I don't know about you, but I want more for my children. I don't want to settle for things that just work when I can find something that works and ignites a love of learning at the same time. Looking back, I'm sad that I had gotten to that point, as a teacher, where I felt that the safe route was worth the trade-off. I know how it happened--I was intimidated by what I perceived as my failure to teach Jo the basics, so I didn't feel comfortable branching out with Atticus and Logan. I thought I needed the tried and true. So I stuck with it, even knowing the outcome.
But then Logan joined the academic fray, and he would have none of the tried and true. Whereas Atticus, my box-checker, had stoically endured hours of instruction in a curriculum that drove him batty, Logan balked. He simply refused to do the problems as presented. He came up with creative ways to change things, to make it more challenging, and to generally rock the boat. Or he would stump me with number scenarios I couldn't get my head around, asking me to perform functions well beyond the facts drills I was leading him through.
Something had to change. So I went on the hunt for a new math curriculum for Logan. And I found it.
But I missed the boat. I left Atticus right where he was in a program where each book concentrated on the same theme and each day brought him a little closer to misery. Why? Because it worked. And he didn't complain. And, well ... it got the job done.
I had no idea what he was missing out on, and neither did he. And this is where I got to see God's hand in our lives, the way He cares for even the small stuff. Recently, I got an email asking me to choose what to review from Math Mammoth, a company that I've reviewed before and loved. I looked over the extensive offerings and pondered. The catch is: Jo is using a program that I don't want to distract her from. It's working great, and I want to keep her with it throughout high school. Logan is actually doing two math curricula at this time, and doesn't have the need for the excellent focused workbooks that Math Mammoth offers.
Which left Atticus.
So I asked for the grade 4 full curriculum, the light blue series. I downloaded the ebooks (Love this format for math! Print as needed!) and got started.
It was, Atticus says, the very best thing I've ever done for him in terms of math education. Because now, Atticus looks forward to math.
The format of this curriculum is like nothing most of us who learned in a classroom have ever seen. I said in my previous review that it's like Singapore for the rest of us ... and now that one of my kids (Logan) is actually using Singapore, I agree with that statement even more. The difference is that Math Mammoth's worktexts are completely self-contained. The directions are all right there, and while there's an answer key for parents, there's no separate teacher's guide. Using the explanations at the top of each lesson, even this mathphobe mom can present concepts and lead her student through examples.
Math Mammoth contains practice through a variety of problems that require real thinking. Often, the deductions build on top of one another, forcing the student to expand his or her understanding of how numbers and operations work. This is the first curriculum I've ever seen that includes things like Pascal's Triangles, very real algebra puzzles, and incremental multiplication that build cool patterns alongside facts recall.

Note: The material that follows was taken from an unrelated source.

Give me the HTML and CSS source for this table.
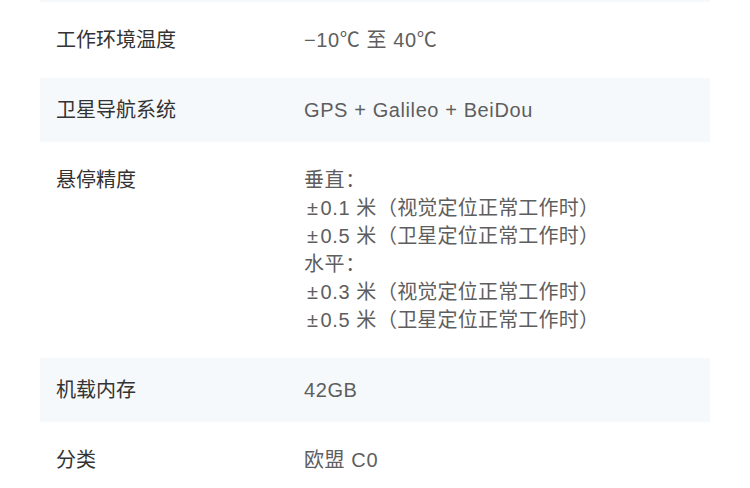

Atticus likes the amount of practice as well as the different ways that topics are presented. We've been printing out one unit at a time, binding it with staples, and allowing him to work through it at his own pace during math time. He's literally doing about double the amount of actual math seatwork than he was before Math Mammoth, and says that he has learned more in in the short time we've been using it than he did the whole previous part of the school year. As an added bonus: his passion is back. Last week, I found him working with Logan, creating Pascal's Triangles for each other to complete.
This is the old Atticus, the one who found numbers yet another mystery to be solved, another code to be cracked. I'm so glad to have him back!
The Math Mammoth light blue series are all complete, grade-level worktexts available in either print format or via download. I highly recommend the download ($29.70 for the full set, plus $14 for answer key and other support materials) as it is by far the easiest way to manage such a diverse and active curriculum. Being able to access sheets and copy them at will for use now or review later makes this the ultimate format, in my opinion.
While Math Mammoth covers grade-appropriate topics (4th, for example, hits addition, subtraction, place value, multiplication, measuring, division, geometry, fractions, decimals, graphs, and data analysis), the depth into which the series digs makes it slightly advanced when compared to many other curricula I've seen on the market. The mode of thinking required--especially if switching from a traditional approach--will also require a bit of a learning curve. I highly recommend the placement tests for this reason. I, for example, assumed that Atticus would be right in the middle of the 4th grade curriculum; I'm very happy that I took author Maria Miller's advice and started him at the beginning, however, because while he had the facts and skills at his disposal, the new approach has challenged him in fantastic ways.
I was very impressed with the topic-specific books available through Math Mammoth. And now I'm equally impressed with the full curriculum packages. This is simply a wonderful publisher of fine-quality, economical math products that are neither dumbed down nor so academic as to be confusing. Add them to to your list of math curricula to check out. You won't be sorry that you did!